In recent years, nanostructured materials have emerged as potential candidates offering excellent prospects for interfacing the detection of biomolecules. Nanomaterials such as nanoparticles, nanostructured silicates, nano-sized metal oxides, nanostructured polymers, quantum dots, nanocomposites and sensing nanodevices are being utilized worldwide for fabrication of chemical sensors and sensor arrays with tailored characteristics and tuneable properties. Among above, the materials that create a matrix structure at the nanoscale level are particularly fascinating.

3-Glycidoxypropyltrimethoxysilane mediated in situ synthesis of noble metal nanoparticles: application to hydrogen peroxide sensing.

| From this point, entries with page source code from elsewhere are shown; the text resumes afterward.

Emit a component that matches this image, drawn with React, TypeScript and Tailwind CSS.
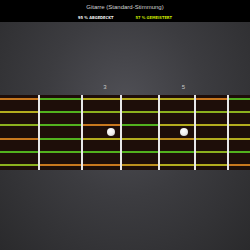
const O = '#c8781e';
const Y = '#b4ac1e';
const G = '#52b01e';
const YG = '#8cb01e';
const OY = '#bc901e';

// colour of each string segment, one row per string, one entry per fret column
const strings: string[][] = [
  [O, G, Y, Y, Y, O, G],
  [Y, G, YG, YG, YG, YG, YG],
  [YG, G, O, G, Y, Y, Y],
  [O, G, Y, Y, OY, Y, Y],
  [G, G, G, G, G, YG, G],
  [YG, O, O, OY, Y, Y, O],
];

const columns = ['w-[40px]', 'w-[43px]', 'w-[39px]', 'w-[38px]', 'w-[36px]', 'w-[33px]', 'flex-1'];

function FretColumn({ index }: { index: number }) {
  const last = index === columns.length - 1;
  return (
    <div
      className={`${columns[index]} ${last ? '' : 'border-r-2 border-[#e8e8e8]'} flex flex-col justify-between pt-[3px] pb-[4px] shrink-0`}
    >
      {strings.map((row, i) => (
        <div key={i} className="h-[2px] w-full" style={{ backgroundColor: row[index] }} />
      ))}
    </div>
  );
}

function Dot({ className }: { className: string }) {
  return (
    <div
      className={`absolute top-[33px] w-[8px] h-[8px] rounded-full bg-[radial-gradient(circle_at_40%_35%,#ffffff_0%,#f0f0f0_50%,#b8b8b8_100%)] ${className}`}
    />
  );
}

export default function App() {
  return (
    <div className="w-[250px] h-[250px] flex flex-col overflow-hidden font-['Liberation_Sans',sans-serif] bg-[radial-gradient(ellipse_at_50%_42%,#505056_0%,#3c3c40_45%,#2a2a2c_100%)]">
      <div className="h-[22px] bg-black flex flex-col items-center pt-[3px] shrink-0">
        <div className="text-[6px] leading-[8px] text-[#d4d4d4]">Gitarre (Standard-Stimmung)</div>
        <div className="flex gap-[22px] mt-[4px] text-[4px] leading-[6px] font-bold font-['DejaVu_Sans_Condensed',sans-serif]">
          <span className="text-[#f0f0f0]">95 % ABGEDECKT</span>
          <span className="text-[#c4e000]">57 % GEMEISTERT</span>
        </div>
      </div>

      <div className="h-[73px] flex items-end pb-[4px] shrink-0">
        <div className="flex w-full text-[6px] leading-[8px] text-[#c8c8c8]">
          <div className="w-[87px]" />
          <div className="w-[36px] text-center">3</div>
          <div className="w-[43px]" />
          <div className="w-[35px] text-center">5</div>
        </div>
      </div>

      <div className="relative h-[75px] bg-[#1e0e09] flex shrink-0">
        {columns.map((_, i) => (
          <FretColumn key={i} index={i} />
        ))}
        <Dot className="left-[107px]" />
        <Dot className="left-[180px]" />
      </div>
    </div>
  );
}
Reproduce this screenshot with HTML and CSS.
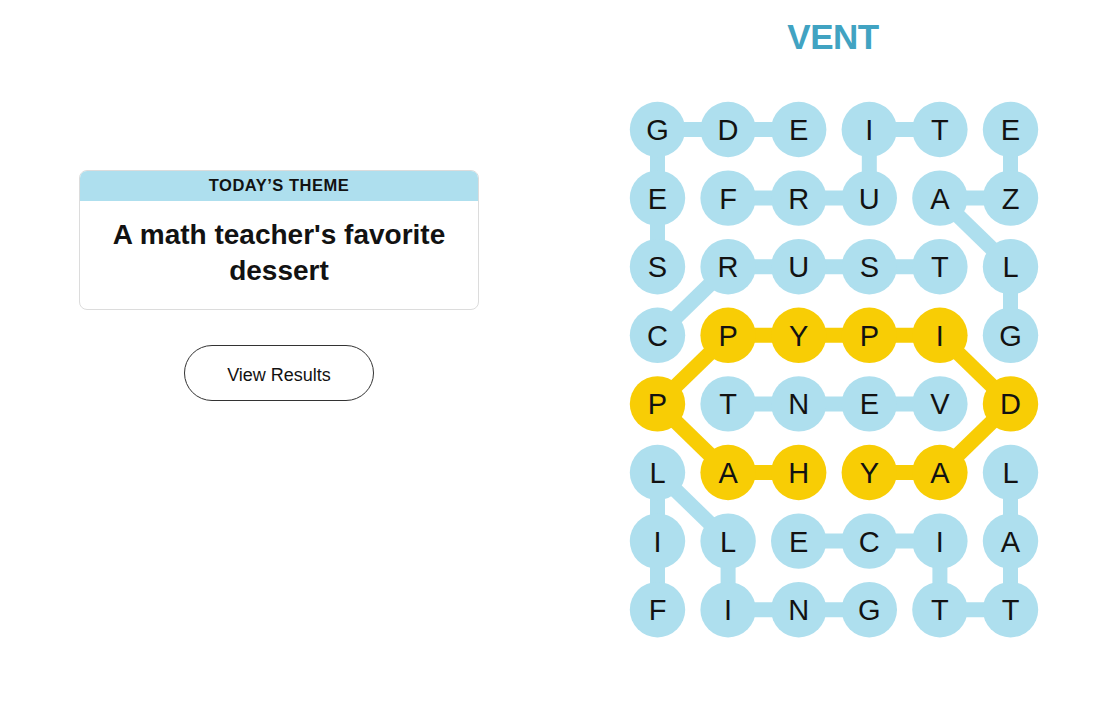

The in situ synthesis is reported of noble metal nanoparticles via 3-glycidoxypropyltrimethoxysilane mediated reduction of 3-aminopropyltrimethoxysilane treated metal salts during sol-gel processing. The method described involves the synthesis of uniform spherical nanoparticles of gold, silver and palladium with controlled size that can be directly utilized for thin film preparation. A detailed study of the synthesis and application of gold nanoparticles to the electrochemical detection of hydrogen peroxide was carried out and reveals that the amplification of hydrogen peroxide sensing is size-dependent.